The first and second scenes were combined into a single shot using an AI-generated transition, where the environment starts simple and gradually fills with more inflatable elements. This helps the video feel more natural instead of looking like a hard cut between two images.
For the remaining scenes, I used the initial image as a reference, adding subtle camera movement and gentle environmental animation. This ensures the product stays consistent while the environment evolves slightly between each clip, which is key to making the result feel closer to a real commercial.
Step 5 — Upscale and edit the video
Once the clips were generated, the next step was improving quality and assembling the final commercial. First, I upscaled the videos to 4K to enhance definition. This can be done using tools like Topaz Video AI on desktop or directly in platforms like Adobe Firefly, which also support video upscaling.
Then comes the editing stage. In my case, I used a traditional editor, but you can work with tools like CapCut, After Effects, Premiere, or any editor you’re comfortable with.
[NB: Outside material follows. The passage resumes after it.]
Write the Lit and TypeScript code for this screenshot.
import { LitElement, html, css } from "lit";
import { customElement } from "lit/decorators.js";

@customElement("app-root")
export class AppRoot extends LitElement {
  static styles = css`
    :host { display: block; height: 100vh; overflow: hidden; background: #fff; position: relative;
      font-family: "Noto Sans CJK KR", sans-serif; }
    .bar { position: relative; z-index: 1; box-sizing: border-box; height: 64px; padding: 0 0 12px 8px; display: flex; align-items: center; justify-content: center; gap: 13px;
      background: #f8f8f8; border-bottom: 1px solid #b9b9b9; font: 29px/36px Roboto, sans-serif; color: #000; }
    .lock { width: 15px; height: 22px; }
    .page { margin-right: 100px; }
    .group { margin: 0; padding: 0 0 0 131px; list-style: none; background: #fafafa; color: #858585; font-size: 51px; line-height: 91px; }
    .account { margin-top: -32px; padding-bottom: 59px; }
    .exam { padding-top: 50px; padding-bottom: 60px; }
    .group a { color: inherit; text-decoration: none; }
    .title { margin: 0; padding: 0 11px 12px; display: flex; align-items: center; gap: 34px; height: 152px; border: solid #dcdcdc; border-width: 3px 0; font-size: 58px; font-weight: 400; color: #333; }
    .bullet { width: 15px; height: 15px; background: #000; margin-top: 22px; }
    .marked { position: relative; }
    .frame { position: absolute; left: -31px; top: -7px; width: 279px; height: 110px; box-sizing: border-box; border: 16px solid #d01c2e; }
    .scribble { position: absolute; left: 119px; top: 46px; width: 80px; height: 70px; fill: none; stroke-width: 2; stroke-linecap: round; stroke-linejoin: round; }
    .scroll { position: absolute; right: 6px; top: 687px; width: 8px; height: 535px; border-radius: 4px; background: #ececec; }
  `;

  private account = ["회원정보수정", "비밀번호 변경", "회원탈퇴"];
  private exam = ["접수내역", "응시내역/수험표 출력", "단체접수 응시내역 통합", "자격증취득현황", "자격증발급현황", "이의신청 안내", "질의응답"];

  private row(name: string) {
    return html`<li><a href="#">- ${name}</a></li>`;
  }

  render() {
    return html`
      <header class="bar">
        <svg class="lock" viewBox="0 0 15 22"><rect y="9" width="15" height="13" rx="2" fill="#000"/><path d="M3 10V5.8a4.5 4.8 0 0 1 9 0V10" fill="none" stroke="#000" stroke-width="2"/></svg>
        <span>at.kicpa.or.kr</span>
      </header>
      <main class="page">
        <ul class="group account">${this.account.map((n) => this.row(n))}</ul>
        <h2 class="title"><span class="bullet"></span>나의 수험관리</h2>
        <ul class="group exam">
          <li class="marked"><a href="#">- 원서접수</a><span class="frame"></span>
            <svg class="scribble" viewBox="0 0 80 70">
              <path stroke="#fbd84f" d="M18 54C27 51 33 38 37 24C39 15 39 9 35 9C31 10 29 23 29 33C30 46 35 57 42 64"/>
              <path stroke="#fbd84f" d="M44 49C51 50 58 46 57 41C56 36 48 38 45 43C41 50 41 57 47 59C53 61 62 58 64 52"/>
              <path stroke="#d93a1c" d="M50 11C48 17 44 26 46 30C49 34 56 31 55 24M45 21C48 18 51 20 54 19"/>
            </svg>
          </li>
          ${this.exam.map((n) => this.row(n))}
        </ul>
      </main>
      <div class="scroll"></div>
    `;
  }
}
At this stage, you simply adjust clip timing, organize scenes, and refine the overall pacing.
For music, I used a track from Epidemic Sound, but you can also generate music with AI using tools like ElevenLabs if you want to keep everything within the same creative workflow.
Final Result
The result is a product mini commercial that maintains a surreal yet clean aesthetic, where the product remains clear and recognizable while the inflatable environment builds a small visual world around it. Even though the video lasts only a few seconds, the combination of concept, base visuals, and animation creates something that feels much closer to a real advertisement than a simple AI generation.
What’s interesting about this workflow is that once the visual concept is defined, the same process can easily be repeated for other products or campaigns. By changing the product, colors, or environmental elements, you can generate new variations within the same style and turn it into a full series of commercials.